Interface markup and scripts:
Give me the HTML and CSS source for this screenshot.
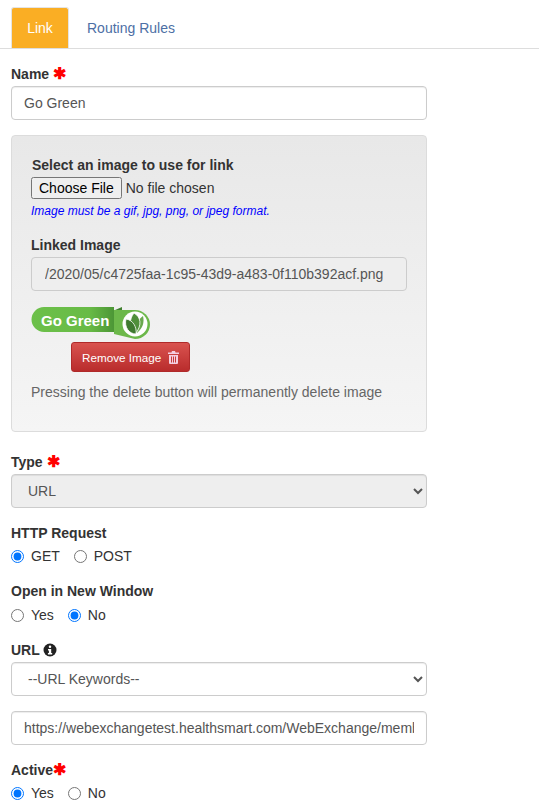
FILE: index.html
```html
<!DOCTYPE html>
<html lang="en">
<head>
<meta charset="utf-8">
<title>Link</title>
<link rel="stylesheet" href="styles.css">
</head>
<body>
<ul class="tabs">
  <li class="tab tab-active">Link</li>
  <li class="tab">Routing Rules</li>
</ul>
<form class="form">
  <div class="field field-name">
    <label class="label">Name <span class="req">✱</span></label>
    <input class="control" type="text" value="Go Green">
  </div>
  <div class="panel">
    <label class="label label-select">Select an image to use for link</label>
    <input class="file" type="file">
    <p class="hint">Image must be a gif, jpg, png, or jpeg format.</p>
    <label class="label label-linked">Linked Image</label>
    <input class="control control-path" type="text" readonly value="/2020/05/c4725faa-1c95-43d9-a483-0f110b392acf.png">
    <svg class="logo" width="120" height="36" viewBox="0 0 120 36" aria-label="Go Green logo">
      <defs>
        <linearGradient id="pill" x1="0" x2="1" y1="0" y2="0">
          <stop offset="0" stop-color="#6cc04a"/>
          <stop offset="0.7" stop-color="#68bb46"/>
          <stop offset="1" stop-color="#4c9636"/>
        </linearGradient>
      </defs>
      <path d="M13 1H83V26H13A12.500 12.500 0 0 1 13 1Z" fill="url(#pill)"/>
      <path d="M83 4.500L91 1V4.500Z" fill="#3f7f2e"/>
      <path d="M83 4H104A15 14.500 0 0 1 104 33L83 28Z" fill="#6cb84a"/>
      <circle cx="104" cy="18" r="12.500" fill="#fff"/>
      <path d="M112 10C113.500 16 112 22 106 27C104 21 106 14 112 10Z" fill="#6aa84f"/>
      <path d="M103 7C110 11 111 19 105 27C98 22 98 13 103 7Z" fill="#4f8f3a" stroke="#fff" stroke-width=".8"/>
      <path d="M95 13C102 14 106 21 105 28C98 28 93 21 95 13Z" fill="#3f7a30" stroke="#fff" stroke-width=".8"/>
      <text class="logo-text" x="10" y="20">Go Green</text>
    </svg>
    <button class="btn-remove" type="button">Remove Image
      <svg class="trash" width="11" height="13" viewBox="0 0 11 13"><path d="M4 0H7L7.500 1.500H11V3H0V1.500H3.500ZM1 4H10V12A1 1 0 0 1 9 13H2A1 1 0 0 1 1 12ZM3 5.500V11.500H4V5.500ZM5 5.500V11.500H6V5.500ZM7 5.500V11.500H8V5.500Z" fill="#f4cfe0" fill-rule="evenodd"/></svg>
    </button>
    <p class="note">Pressing the delete button will permanently delete image</p>
  </div>
  <div class="field field-type">
    <label class="label">Type <span class="req">✱</span></label>
    <select class="control control-select" disabled><option>URL</option></select>
  </div>
  <div class="field field-http">
    <label class="label">HTTP Request</label>
    <div class="radios">
      <label class="radio"><input type="radio" name="http" checked>GET</label>
      <label class="radio"><input type="radio" name="http">POST</label>
    </div>
  </div>
  <div class="field field-window">
    <label class="label">Open in New Window</label>
    <div class="radios">
      <label class="radio"><input type="radio" name="win">Yes</label>
      <label class="radio"><input type="radio" name="win" checked>No</label>
    </div>
  </div>
  <div class="field field-url">
    <label class="label">URL
      <svg class="info" width="14" height="14" viewBox="0 0 14 14"><circle cx="7" cy="7" r="6.500" fill="#222"/><rect x="5.800" y="2.500" width="2.400" height="2.400" rx="1" fill="#fff"/><path d="M5 6H8.200V10H9.200V11.500H4.900V10H5.900V7.400H5Z" fill="#fff"/></svg>
    </label>
    <select class="control control-select"><option>--URL Keywords--</option></select>
    <input class="control control-url" type="text" value="https://webexchangetest.healthsmart.com/WebExchange/member/login">
  </div>
  <div class="field field-active">
    <label class="label">Active<span class="req">✱</span></label>
    <div class="radios">
      <label class="radio"><input type="radio" name="active" checked>Yes</label>
      <label class="radio"><input type="radio" name="active">No</label>
    </div>
  </div>
</form>
</body>
</html>
```
FILE: styles.css
```css
* { box-sizing: border-box; }
html, body { height: 812px; overflow: hidden; }
body {
  margin: 0;
  background: #fff;
  color: #333;
  font-family: "Liberation Sans", Arial, sans-serif;
  font-size: 14px;
  line-height: 20px;
}
.tabs {
  display: flex;
  list-style: none;
  margin: 0;
  padding: 7px 0 0 11px;
  height: 49px;
  border-bottom: 1px solid #ddd;
}
.tab {
  height: 41px;
  padding: 11px 19px 0 18px;
  color: #4d6fa5;
  border-radius: 3px 3px 0 0;
}
.tab-active {
  width: 58px;
  padding: 10px 0 0;
  text-align: center;
  background: #faae24;
  color: #fff;
  border: 1px solid #e4e4e4;
  border-bottom: 0;
}
.form { width: 427px; padding-left: 11px; }
.label { display: block; font-weight: 700; color: #333; }
.req { color: #f00; font-size: 16px; line-height: 1; font-weight: 700; }
.control {
  display: block;
  width: 100%;
  height: 34px;
  padding: 6px 12px;
  border: 1px solid #ccc;
  border-radius: 4px;
  background: #fff;
  color: #555;
  font: 14px/20px "Liberation Sans", Arial, sans-serif;
  box-shadow: inset 0 1px 1px rgba(0,0,0,.075);
}
.field-name { padding-top: 15px; }
.field-name .label { margin-bottom: 2px; }
.panel {
  height: 297px;
  margin-top: 15px;
  padding: 19px 19px 0;
  background: linear-gradient(#e8e8e8, #f5f5f5);
  border: 1px solid #dcdcdc;
  border-radius: 4px;
}
.label-select { margin: 0 0 2px 1px; }
.file {
  display: block;
  font: 14px "Liberation Sans", Arial, sans-serif;
  color: #333;
  height: 23px;
}
.hint {
  margin: 3px 0 0;
  color: #00f;
  font-size: 12px;
  line-height: 16px;
  font-style: italic;
}
.label-linked { margin: 16px 0 2px; }
.control-path {
  background: #eee;
  padding-left: 13px;
  box-shadow: none;
}
.logo { display: block; margin: 15px 0 0; }
.logo-text { font: 700 15px "Liberation Sans", Arial, sans-serif; fill: #fff; }
.btn-remove {
  display: flex;
  align-items: center;
  justify-content: space-between;
  width: 119px;
  height: 30px;
  margin: 0 0 0 40px;
  padding: 0 10px;
  border: 1px solid #b02a2a;
  border-radius: 3px;
  background: linear-gradient(#d9534f, #b92c2c);
  color: #fff;
  font: 11.700px "Liberation Sans", Arial, sans-serif;
}
.note { margin: 10px 0 0; color: #666; }
.field-type { padding-top: 20px; }
.field-type .label { margin-bottom: 2px; }
.control-select:disabled { background: #eee; opacity: 1; color: #555; }
.field-http { padding-top: 15px; }
.field-window { padding-top: 15px; }
.radios { display: flex; gap: 14px; margin-top: 3px; }
.field-window .radios { margin-top: 4px; }
.radio { display: flex; align-items: center; gap: 7px; color: #333; }
.radio input { margin: 0; width: 13px; height: 13px; }
.field-url { padding-top: 15px; }
.field-url .label { display: flex; align-items: center; gap: 3px; margin-bottom: 2px; }
.control-url { margin-top: 15px; }
.field-active { padding-top: 15px; }
```
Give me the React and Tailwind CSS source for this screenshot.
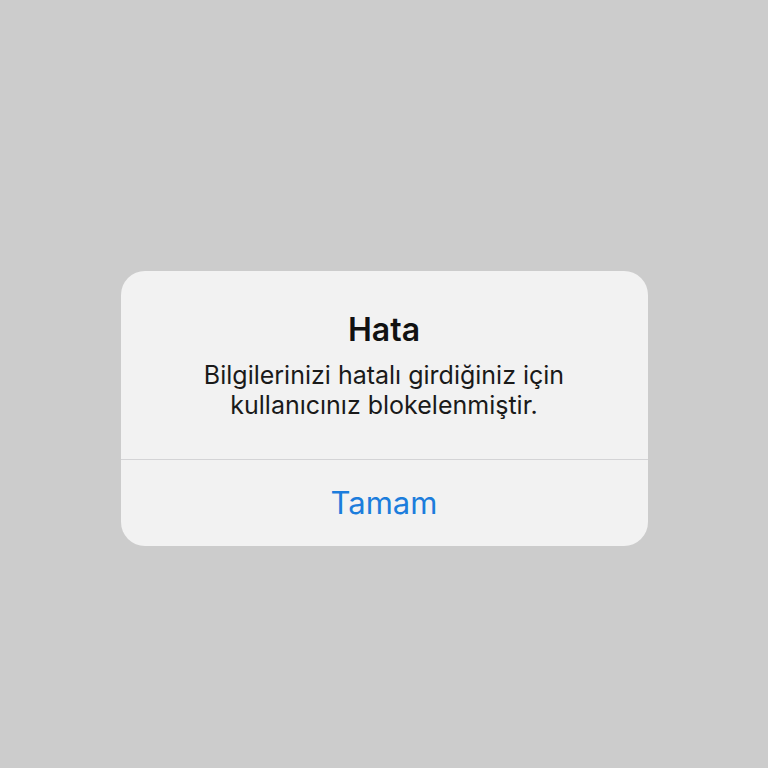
export default function App() {
  return (
    <div className="min-h-screen w-full bg-[#cccccc] flex justify-center pt-[271px]" style={{ fontFamily: "Inter, 'Noto Sans', sans-serif" }}>
      <div className="w-[527px] h-[275px] rounded-[24px] bg-[#f2f2f2] flex flex-col overflow-hidden">
        <div className="h-[188px] flex flex-col items-center pt-[41px] text-center">
          <h2 className="text-[32px] leading-[36px] font-semibold text-[#111]">Hata</h2>
          <p className="mt-[12px] text-[25px] leading-[30px] text-[#1a1a1a]">
            Bilgilerinizi hatalı girdiğiniz için
            <br />
            kullanıcınız blokelenmiştir.
          </p>
        </div>
        <div className="h-px bg-[#d4d4d6]" />
        <button className="flex-1 flex items-center justify-center text-[31px] text-[#1c7ddc]">
          Tamam
        </button>
      </div>
    </div>
  );
}
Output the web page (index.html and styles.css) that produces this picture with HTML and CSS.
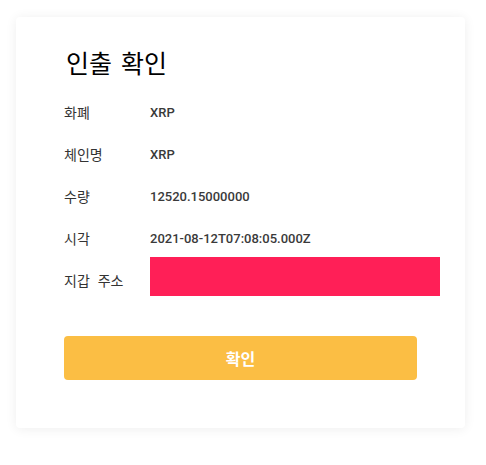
FILE: index.html
```html
<!DOCTYPE html>
<html lang="ko">
<head>
  <meta charset="UTF-8">
  <meta name="viewport" content="width=device-width, initial-scale=1.0">
  <title>인출 확인</title>
  <link rel="stylesheet" href="styles.css">
</head>
<body>
  <div class="page">
    <div class="confirm-card">
      <h2 class="confirm-title">인출 확인</h2>

      <div class="info-list">
        <div class="info-row">
          <span class="info-label">화폐</span>
          <span class="info-value">XRP</span>
        </div>
        <div class="info-row">
          <span class="info-label">체인명</span>
          <span class="info-value">XRP</span>
        </div>
        <div class="info-row">
          <span class="info-label">수량</span>
          <span class="info-value">12520.15000000</span>
        </div>
        <div class="info-row">
          <span class="info-label">시각</span>
          <span class="info-value">2021-08-12T07:08:05.000Z</span>
        </div>
        <div class="info-row address-row">
          <span class="info-label">지갑 주소</span>
          <span class="info-value redacted"></span>
        </div>
      </div>

      <button class="confirm-btn">확인</button>
    </div>
  </div>
</body>
</html>
```

FILE: styles.css
```css
body {
  margin: 0;
  background-color: #fff;
  font-family: "Noto Sans CJK KR", "Noto Sans", sans-serif;
}

.page {
  padding: 17px 21px 37px 16px;
}

.confirm-card {
  box-sizing: border-box;
  width: 449px;
  padding: 29px 48px 48px;
  background-color: #fff;
  border-radius: 4px;
  box-shadow: 0 1px 12px rgba(0, 0, 0, 0.07);
}

.confirm-title {
  margin: 0 0 13px 2px;
  font-size: 25px;
  font-weight: 400;
  line-height: 32px;
  word-spacing: 2px;
  color: #000;
}

.info-row {
  display: flex;
  align-items: center;
  height: 42px;
}

.info-label {
  width: 86px;
  flex-shrink: 0;
  font-size: 14px;
  word-spacing: 4px;
  color: #333;
}

.info-value {
  font-family: Roboto, "Liberation Sans", sans-serif;
  font-size: 13px;
  font-weight: 500;
  color: #3a3a3a;
}

.address-row {
  align-items: flex-start;
}

.address-row .info-label {
  line-height: 42px;
}

.redacted {
  flex-shrink: 0;
  width: 290px;
  height: 39px;
  margin-top: -2px;
  background-color: #ff1f57;
}

.confirm-btn {
  display: block;
  width: 353px;
  height: 44px;
  margin-top: 35px;
  border: 0;
  border-radius: 4px;
  background-color: #fbbe44;
  color: #fff;
  font-family: "Noto Sans CJK KR", sans-serif;
  font-size: 16px;
  font-weight: 700;
  cursor: pointer;
}
```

(WRITTEN REQUEST):
Using the material above, copy every line in which the string "page" occurs.

(RESULT OF THE TASK):
Output the web page (index.html and styles.css) that produces this picture with HTML and CSS.
  <div class="page">
.page {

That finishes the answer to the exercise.